▶ **Recorded data**
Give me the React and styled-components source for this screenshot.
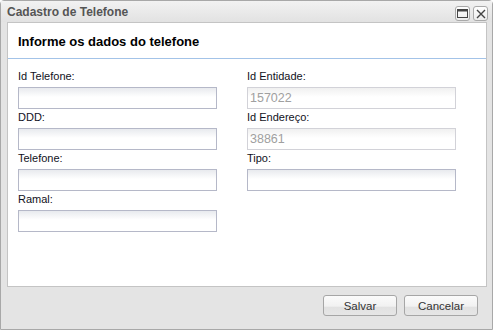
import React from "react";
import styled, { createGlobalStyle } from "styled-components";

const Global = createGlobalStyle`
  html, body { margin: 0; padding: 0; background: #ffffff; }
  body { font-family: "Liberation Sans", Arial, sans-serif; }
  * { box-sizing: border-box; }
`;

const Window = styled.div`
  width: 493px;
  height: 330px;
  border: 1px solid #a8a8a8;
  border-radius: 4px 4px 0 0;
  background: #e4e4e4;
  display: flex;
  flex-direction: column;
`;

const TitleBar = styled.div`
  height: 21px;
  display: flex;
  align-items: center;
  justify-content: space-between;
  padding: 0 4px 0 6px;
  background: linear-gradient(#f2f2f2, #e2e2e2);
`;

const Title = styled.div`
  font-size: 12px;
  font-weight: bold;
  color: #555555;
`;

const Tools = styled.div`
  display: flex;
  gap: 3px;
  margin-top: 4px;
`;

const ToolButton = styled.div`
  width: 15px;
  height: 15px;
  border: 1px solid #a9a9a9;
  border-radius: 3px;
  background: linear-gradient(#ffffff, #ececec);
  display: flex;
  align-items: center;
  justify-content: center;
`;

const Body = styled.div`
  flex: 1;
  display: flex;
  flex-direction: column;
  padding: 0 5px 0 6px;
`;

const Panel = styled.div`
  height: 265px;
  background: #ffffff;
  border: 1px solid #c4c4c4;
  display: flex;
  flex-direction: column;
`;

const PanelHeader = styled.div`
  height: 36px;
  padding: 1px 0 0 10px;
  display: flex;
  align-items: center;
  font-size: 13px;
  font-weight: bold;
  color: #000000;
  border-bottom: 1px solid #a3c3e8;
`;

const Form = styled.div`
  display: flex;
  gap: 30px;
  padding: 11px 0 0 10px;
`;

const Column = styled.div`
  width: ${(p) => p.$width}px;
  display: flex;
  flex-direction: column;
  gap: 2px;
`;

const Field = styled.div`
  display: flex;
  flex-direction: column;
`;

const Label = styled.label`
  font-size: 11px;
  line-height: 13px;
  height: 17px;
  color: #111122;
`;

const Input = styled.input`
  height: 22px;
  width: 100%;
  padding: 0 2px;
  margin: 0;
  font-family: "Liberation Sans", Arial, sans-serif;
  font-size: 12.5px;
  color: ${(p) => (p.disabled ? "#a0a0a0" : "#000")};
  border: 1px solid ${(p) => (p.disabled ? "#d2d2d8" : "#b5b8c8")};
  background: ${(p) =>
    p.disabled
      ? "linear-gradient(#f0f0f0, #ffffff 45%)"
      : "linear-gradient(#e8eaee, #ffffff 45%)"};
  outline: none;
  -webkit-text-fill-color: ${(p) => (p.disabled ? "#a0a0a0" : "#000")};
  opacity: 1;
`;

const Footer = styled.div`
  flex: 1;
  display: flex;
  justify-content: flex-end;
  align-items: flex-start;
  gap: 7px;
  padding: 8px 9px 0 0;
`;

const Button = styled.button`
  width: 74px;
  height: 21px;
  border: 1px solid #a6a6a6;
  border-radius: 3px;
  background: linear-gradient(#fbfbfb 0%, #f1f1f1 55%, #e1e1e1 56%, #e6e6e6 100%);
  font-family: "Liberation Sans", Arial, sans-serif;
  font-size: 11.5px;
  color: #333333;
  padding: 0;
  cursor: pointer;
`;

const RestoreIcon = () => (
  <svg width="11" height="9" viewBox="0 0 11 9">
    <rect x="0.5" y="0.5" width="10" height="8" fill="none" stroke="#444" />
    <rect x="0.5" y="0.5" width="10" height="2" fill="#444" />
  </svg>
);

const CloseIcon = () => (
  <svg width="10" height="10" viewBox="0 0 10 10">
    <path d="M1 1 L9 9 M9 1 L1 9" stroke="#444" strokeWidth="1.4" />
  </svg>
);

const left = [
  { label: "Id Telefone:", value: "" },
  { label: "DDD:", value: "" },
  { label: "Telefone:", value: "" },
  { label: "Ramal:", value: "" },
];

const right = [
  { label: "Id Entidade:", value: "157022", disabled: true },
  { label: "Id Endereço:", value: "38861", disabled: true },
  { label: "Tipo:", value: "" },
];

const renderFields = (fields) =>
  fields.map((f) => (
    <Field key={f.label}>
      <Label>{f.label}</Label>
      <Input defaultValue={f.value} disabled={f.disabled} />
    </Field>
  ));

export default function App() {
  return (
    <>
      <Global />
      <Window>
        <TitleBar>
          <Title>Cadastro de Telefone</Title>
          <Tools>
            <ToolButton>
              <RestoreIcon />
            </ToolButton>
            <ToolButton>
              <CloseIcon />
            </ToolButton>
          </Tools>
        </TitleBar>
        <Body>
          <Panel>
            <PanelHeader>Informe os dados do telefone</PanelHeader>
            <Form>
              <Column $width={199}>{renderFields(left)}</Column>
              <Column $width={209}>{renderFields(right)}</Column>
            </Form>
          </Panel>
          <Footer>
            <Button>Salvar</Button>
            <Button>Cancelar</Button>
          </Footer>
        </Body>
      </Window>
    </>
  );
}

▶ **To do**
Reproduce the material above in full and without alteration, but skip all pictures.

▶ **Solved problem**
Give me the React and styled-components source for this screenshot.
import React from "react";
import styled, { createGlobalStyle } from "styled-components";

const Global = createGlobalStyle`
  html, body { margin: 0; padding: 0; background: #ffffff; }
  body { font-family: "Liberation Sans", Arial, sans-serif; }
  * { box-sizing: border-box; }
`;

const Window = styled.div`
  width: 493px;
  height: 330px;
  border: 1px solid #a8a8a8;
  border-radius: 4px 4px 0 0;
  background: #e4e4e4;
  display: flex;
  flex-direction: column;
`;

const TitleBar = styled.div`
  height: 21px;
  display: flex;
  align-items: center;
  justify-content: space-between;
  padding: 0 4px 0 6px;
  background: linear-gradient(#f2f2f2, #e2e2e2);
`;

const Title = styled.div`
  font-size: 12px;
  font-weight: bold;
  color: #555555;
`;

const Tools = styled.div`
  display: flex;
  gap: 3px;
  margin-top: 4px;
`;

const ToolButton = styled.div`
  width: 15px;
  height: 15px;
  border: 1px solid #a9a9a9;
  border-radius: 3px;
  background: linear-gradient(#ffffff, #ececec);
  display: flex;
  align-items: center;
  justify-content: center;
`;

const Body = styled.div`
  flex: 1;
  display: flex;
  flex-direction: column;
  padding: 0 5px 0 6px;
`;

const Panel = styled.div`
  height: 265px;
  background: #ffffff;
  border: 1px solid #c4c4c4;
  display: flex;
  flex-direction: column;
`;

const PanelHeader = styled.div`
  height: 36px;
  padding: 1px 0 0 10px;
  display: flex;
  align-items: center;
  font-size: 13px;
  font-weight: bold;
  color: #000000;
  border-bottom: 1px solid #a3c3e8;
`;

const Form = styled.div`
  display: flex;
  gap: 30px;
  padding: 11px 0 0 10px;
`;

const Column = styled.div`
  width: ${(p) => p.$width}px;
  display: flex;
  flex-direction: column;
  gap: 2px;
`;

const Field = styled.div`
  display: flex;
  flex-direction: column;
`;

const Label = styled.label`
  font-size: 11px;
  line-height: 13px;
  height: 17px;
  color: #111122;
`;

const Input = styled.input`
  height: 22px;
  width: 100%;
  padding: 0 2px;
  margin: 0;
  font-family: "Liberation Sans", Arial, sans-serif;
  font-size: 12.5px;
  color: ${(p) => (p.disabled ? "#a0a0a0" : "#000")};
  border: 1px solid ${(p) => (p.disabled ? "#d2d2d8" : "#b5b8c8")};
  background: ${(p) =>
    p.disabled
      ? "linear-gradient(#f0f0f0, #ffffff 45%)"
      : "linear-gradient(#e8eaee, #ffffff 45%)"};
  outline: none;
  -webkit-text-fill-color: ${(p) => (p.disabled ? "#a0a0a0" : "#000")};
  opacity: 1;
`;

const Footer = styled.div`
  flex: 1;
  display: flex;
  justify-content: flex-end;
  align-items: flex-start;
  gap: 7px;
  padding: 8px 9px 0 0;
`;

const Button = styled.button`
  width: 74px;
  height: 21px;
  border: 1px solid #a6a6a6;
  border-radius: 3px;
  background: linear-gradient(#fbfbfb 0%, #f1f1f1 55%, #e1e1e1 56%, #e6e6e6 100%);
  font-family: "Liberation Sans", Arial, sans-serif;
  font-size: 11.5px;
  color: #333333;
  padding: 0;
  cursor: pointer;
`;

const RestoreIcon = () => (
  <svg width="11" height="9" viewBox="0 0 11 9">
    <rect x="0.5" y="0.5" width="10" height="8" fill="none" stroke="#444" />
    <rect x="0.5" y="0.5" width="10" height="2" fill="#444" />
  </svg>
);

const CloseIcon = () => (
  <svg width="10" height="10" viewBox="0 0 10 10">
    <path d="M1 1 L9 9 M9 1 L1 9" stroke="#444" strokeWidth="1.4" />
  </svg>
);

const left = [
  { label: "Id Telefone:", value: "" },
  { label: "DDD:", value: "" },
  { label: "Telefone:", value: "" },
  { label: "Ramal:", value: "" },
];

const right = [
  { label: "Id Entidade:", value: "157022", disabled: true },
  { label: "Id Endereço:", value: "38861", disabled: true },
  { label: "Tipo:", value: "" },
];

const renderFields = (fields) =>
  fields.map((f) => (
    <Field key={f.label}>
      <Label>{f.label}</Label>
      <Input defaultValue={f.value} disabled={f.disabled} />
    </Field>
  ));

export default function App() {
  return (
    <>
      <Global />
      <Window>
        <TitleBar>
          <Title>Cadastro de Telefone</Title>
          <Tools>
            <ToolButton>
              <RestoreIcon />
            </ToolButton>
            <ToolButton>
              <CloseIcon />
            </ToolButton>
          </Tools>
        </TitleBar>
        <Body>
          <Panel>
            <PanelHeader>Informe os dados do telefone</PanelHeader>
            <Form>
              <Column $width={199}>{renderFields(left)}</Column>
              <Column $width={209}>{renderFields(right)}</Column>
            </Form>
          </Panel>
          <Footer>
            <Button>Salvar</Button>
            <Button>Cancelar</Button>
          </Footer>
        </Body>
      </Window>
    </>
  );
}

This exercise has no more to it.